Problem to work on: Reproduce the lines from the one bearing "Output the component" through the one bearing "const step = (X1 - X0) / 27;", inclusive. Copy them exactly; include no other line.

____________

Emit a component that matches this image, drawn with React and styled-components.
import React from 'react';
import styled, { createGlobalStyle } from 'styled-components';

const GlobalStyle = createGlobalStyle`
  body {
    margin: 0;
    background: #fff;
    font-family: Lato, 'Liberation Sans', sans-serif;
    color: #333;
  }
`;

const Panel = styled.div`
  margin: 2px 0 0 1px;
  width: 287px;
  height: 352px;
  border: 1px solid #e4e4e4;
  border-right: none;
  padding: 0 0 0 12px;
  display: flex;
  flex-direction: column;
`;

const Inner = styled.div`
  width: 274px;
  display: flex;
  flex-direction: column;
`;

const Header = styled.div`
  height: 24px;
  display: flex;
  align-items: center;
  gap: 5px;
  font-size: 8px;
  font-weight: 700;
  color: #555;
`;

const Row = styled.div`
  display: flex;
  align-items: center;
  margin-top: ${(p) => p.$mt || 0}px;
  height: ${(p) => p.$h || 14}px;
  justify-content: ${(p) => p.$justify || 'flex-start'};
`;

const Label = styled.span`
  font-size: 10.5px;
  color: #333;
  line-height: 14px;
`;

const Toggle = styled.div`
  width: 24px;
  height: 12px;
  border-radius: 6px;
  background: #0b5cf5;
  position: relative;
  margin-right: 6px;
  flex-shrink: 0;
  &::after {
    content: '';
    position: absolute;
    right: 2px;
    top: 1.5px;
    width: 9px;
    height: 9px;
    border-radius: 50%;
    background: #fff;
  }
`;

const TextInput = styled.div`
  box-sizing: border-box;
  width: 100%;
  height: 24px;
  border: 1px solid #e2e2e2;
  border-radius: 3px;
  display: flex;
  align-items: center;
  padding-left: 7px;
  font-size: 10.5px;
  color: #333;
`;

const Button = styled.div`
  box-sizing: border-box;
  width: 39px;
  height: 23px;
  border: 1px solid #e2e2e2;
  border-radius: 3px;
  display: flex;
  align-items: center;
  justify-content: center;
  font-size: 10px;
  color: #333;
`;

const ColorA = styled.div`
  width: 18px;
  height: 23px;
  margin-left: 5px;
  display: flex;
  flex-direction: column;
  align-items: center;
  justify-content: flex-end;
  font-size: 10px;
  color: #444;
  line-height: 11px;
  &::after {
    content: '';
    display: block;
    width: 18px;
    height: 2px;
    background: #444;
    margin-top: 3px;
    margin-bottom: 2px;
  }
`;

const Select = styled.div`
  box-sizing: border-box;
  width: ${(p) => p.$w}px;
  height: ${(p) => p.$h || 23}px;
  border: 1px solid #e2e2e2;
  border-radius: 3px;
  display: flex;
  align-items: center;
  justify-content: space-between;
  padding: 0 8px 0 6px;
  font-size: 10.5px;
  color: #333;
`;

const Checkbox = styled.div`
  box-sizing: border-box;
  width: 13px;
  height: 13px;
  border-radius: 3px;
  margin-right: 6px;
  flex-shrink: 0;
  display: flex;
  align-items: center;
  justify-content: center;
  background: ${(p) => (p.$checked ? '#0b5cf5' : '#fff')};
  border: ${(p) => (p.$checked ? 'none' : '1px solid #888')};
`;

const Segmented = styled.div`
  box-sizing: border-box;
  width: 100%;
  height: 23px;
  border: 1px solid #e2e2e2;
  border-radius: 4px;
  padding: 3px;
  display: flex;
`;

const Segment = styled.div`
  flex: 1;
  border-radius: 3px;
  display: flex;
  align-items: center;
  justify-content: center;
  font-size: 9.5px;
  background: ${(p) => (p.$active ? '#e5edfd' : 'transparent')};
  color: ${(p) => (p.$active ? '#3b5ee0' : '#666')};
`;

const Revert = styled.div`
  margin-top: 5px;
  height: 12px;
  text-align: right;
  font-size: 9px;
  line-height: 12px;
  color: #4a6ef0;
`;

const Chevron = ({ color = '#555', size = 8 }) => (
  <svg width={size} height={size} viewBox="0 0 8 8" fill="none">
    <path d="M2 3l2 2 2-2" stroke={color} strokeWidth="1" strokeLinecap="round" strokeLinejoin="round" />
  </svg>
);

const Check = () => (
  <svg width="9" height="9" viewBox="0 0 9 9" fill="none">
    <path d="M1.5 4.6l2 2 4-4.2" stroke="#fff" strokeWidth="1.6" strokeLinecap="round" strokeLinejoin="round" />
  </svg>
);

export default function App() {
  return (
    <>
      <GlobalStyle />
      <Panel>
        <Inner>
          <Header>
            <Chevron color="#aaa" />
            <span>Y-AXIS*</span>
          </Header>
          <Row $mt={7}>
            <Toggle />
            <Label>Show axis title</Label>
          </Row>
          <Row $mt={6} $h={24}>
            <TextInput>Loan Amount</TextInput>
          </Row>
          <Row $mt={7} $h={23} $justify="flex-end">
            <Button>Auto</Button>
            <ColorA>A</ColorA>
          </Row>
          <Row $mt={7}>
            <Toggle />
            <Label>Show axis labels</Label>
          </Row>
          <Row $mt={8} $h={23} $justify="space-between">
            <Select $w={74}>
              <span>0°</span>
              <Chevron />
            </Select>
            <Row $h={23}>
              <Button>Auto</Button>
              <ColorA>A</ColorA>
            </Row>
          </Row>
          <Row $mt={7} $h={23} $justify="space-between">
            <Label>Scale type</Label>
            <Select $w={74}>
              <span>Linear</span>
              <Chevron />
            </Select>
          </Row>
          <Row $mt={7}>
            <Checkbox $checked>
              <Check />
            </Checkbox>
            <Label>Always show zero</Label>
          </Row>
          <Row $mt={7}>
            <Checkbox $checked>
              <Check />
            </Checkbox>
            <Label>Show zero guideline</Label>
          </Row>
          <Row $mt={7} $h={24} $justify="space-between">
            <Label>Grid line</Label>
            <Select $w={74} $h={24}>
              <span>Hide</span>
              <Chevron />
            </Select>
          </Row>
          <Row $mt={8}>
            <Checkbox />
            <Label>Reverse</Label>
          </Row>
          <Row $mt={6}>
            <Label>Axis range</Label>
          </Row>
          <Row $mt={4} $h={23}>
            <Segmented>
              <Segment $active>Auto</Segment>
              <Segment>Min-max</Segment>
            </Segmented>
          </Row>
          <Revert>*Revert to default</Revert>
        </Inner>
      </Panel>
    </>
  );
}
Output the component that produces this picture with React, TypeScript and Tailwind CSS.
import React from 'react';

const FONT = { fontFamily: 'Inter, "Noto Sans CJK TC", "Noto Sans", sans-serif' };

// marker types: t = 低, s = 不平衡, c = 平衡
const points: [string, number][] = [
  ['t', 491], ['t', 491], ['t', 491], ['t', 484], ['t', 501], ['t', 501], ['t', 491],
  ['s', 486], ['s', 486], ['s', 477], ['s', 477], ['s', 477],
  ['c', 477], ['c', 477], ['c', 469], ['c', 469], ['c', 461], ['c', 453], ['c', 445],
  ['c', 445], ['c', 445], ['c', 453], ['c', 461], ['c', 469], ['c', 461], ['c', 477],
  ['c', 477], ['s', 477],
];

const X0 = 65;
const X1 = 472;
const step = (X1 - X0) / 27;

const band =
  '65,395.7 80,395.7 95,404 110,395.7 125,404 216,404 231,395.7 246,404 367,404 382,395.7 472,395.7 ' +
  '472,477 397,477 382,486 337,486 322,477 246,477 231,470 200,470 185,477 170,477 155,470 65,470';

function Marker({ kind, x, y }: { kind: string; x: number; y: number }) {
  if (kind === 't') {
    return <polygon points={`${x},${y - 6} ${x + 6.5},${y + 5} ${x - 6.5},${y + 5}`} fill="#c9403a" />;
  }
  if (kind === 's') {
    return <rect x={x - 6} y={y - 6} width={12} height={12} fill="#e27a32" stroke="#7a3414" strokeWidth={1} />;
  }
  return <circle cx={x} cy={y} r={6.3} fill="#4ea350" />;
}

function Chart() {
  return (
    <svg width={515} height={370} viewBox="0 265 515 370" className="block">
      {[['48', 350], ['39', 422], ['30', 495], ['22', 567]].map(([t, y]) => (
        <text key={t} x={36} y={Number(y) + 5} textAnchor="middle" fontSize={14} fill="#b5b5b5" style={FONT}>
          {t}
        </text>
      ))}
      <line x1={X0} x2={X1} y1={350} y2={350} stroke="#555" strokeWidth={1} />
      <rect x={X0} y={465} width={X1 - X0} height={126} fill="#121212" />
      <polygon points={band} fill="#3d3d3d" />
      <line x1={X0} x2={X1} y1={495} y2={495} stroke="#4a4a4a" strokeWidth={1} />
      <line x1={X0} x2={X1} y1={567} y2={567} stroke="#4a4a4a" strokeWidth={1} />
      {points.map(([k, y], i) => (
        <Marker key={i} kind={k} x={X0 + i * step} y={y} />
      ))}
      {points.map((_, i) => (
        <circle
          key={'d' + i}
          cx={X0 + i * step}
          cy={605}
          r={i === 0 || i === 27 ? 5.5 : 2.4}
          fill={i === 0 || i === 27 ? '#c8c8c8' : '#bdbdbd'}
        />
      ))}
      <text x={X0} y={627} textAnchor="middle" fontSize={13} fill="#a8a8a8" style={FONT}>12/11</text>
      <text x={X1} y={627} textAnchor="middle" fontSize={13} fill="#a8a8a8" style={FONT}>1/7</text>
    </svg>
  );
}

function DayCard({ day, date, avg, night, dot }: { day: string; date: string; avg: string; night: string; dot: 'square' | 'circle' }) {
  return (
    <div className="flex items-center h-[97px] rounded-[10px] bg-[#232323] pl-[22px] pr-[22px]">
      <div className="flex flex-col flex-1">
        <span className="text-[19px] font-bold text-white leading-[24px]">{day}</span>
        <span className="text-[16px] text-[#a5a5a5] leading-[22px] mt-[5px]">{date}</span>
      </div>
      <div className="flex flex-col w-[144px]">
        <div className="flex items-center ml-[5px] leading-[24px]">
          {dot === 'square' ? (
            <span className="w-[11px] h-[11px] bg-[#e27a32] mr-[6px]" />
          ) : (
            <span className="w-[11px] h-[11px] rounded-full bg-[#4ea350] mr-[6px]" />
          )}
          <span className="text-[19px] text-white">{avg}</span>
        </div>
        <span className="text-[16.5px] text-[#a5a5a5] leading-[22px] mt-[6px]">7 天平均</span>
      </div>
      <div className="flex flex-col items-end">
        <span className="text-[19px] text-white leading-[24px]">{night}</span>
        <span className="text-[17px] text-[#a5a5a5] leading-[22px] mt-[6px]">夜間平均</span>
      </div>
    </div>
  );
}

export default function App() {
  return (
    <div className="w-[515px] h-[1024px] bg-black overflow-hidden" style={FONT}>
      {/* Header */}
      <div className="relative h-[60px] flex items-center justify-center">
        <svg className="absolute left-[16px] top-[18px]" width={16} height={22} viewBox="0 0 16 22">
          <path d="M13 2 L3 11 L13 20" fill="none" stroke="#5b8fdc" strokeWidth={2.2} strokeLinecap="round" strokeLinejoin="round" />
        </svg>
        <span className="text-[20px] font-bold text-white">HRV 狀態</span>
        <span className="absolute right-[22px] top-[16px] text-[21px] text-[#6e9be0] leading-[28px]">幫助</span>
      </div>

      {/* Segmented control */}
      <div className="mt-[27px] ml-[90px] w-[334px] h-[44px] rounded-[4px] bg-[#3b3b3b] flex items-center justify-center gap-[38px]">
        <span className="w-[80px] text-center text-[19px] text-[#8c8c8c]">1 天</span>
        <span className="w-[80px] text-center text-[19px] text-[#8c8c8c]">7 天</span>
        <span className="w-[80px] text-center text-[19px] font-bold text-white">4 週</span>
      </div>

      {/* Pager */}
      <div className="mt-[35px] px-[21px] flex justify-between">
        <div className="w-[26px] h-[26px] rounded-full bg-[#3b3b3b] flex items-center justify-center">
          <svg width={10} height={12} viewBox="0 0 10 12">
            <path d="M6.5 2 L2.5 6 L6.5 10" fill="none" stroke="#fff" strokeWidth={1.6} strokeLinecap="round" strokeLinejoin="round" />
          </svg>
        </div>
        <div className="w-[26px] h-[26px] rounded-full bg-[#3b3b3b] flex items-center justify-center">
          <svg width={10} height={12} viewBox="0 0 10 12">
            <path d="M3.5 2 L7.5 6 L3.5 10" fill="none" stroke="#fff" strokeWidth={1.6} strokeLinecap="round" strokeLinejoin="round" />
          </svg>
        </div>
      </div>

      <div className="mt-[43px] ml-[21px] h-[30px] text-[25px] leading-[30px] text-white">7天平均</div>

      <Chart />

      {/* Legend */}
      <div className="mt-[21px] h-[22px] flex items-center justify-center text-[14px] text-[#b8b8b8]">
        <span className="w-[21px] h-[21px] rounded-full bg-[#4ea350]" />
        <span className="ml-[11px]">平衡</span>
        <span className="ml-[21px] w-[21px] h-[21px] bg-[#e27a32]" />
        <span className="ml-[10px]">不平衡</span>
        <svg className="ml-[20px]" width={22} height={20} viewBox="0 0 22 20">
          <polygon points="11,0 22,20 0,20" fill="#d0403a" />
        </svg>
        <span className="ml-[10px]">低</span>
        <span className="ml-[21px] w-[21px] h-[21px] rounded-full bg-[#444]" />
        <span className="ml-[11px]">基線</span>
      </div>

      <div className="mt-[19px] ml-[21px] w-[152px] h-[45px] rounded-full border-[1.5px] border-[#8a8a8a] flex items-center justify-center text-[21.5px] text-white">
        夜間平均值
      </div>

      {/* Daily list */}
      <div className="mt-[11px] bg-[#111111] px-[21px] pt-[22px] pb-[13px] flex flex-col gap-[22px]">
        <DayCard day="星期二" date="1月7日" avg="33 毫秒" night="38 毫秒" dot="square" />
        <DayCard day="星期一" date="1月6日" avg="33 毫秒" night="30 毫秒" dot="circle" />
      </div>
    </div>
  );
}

____________

Response for this exercise:
Output the component that produces this picture with React, TypeScript and Tailwind CSS.
import React from 'react';

const FONT = { fontFamily: 'Inter, "Noto Sans CJK TC", "Noto Sans", sans-serif' };

// marker types: t = 低, s = 不平衡, c = 平衡
const points: [string, number][] = [
  ['t', 491], ['t', 491], ['t', 491], ['t', 484], ['t', 501], ['t', 501], ['t', 491],
  ['s', 486], ['s', 486], ['s', 477], ['s', 477], ['s', 477],
  ['c', 477], ['c', 477], ['c', 469], ['c', 469], ['c', 461], ['c', 453], ['c', 445],
  ['c', 445], ['c', 445], ['c', 453], ['c', 461], ['c', 469], ['c', 461], ['c', 477],
  ['c', 477], ['s', 477],
];

const X0 = 65;
const X1 = 472;
const step = (X1 - X0) / 27;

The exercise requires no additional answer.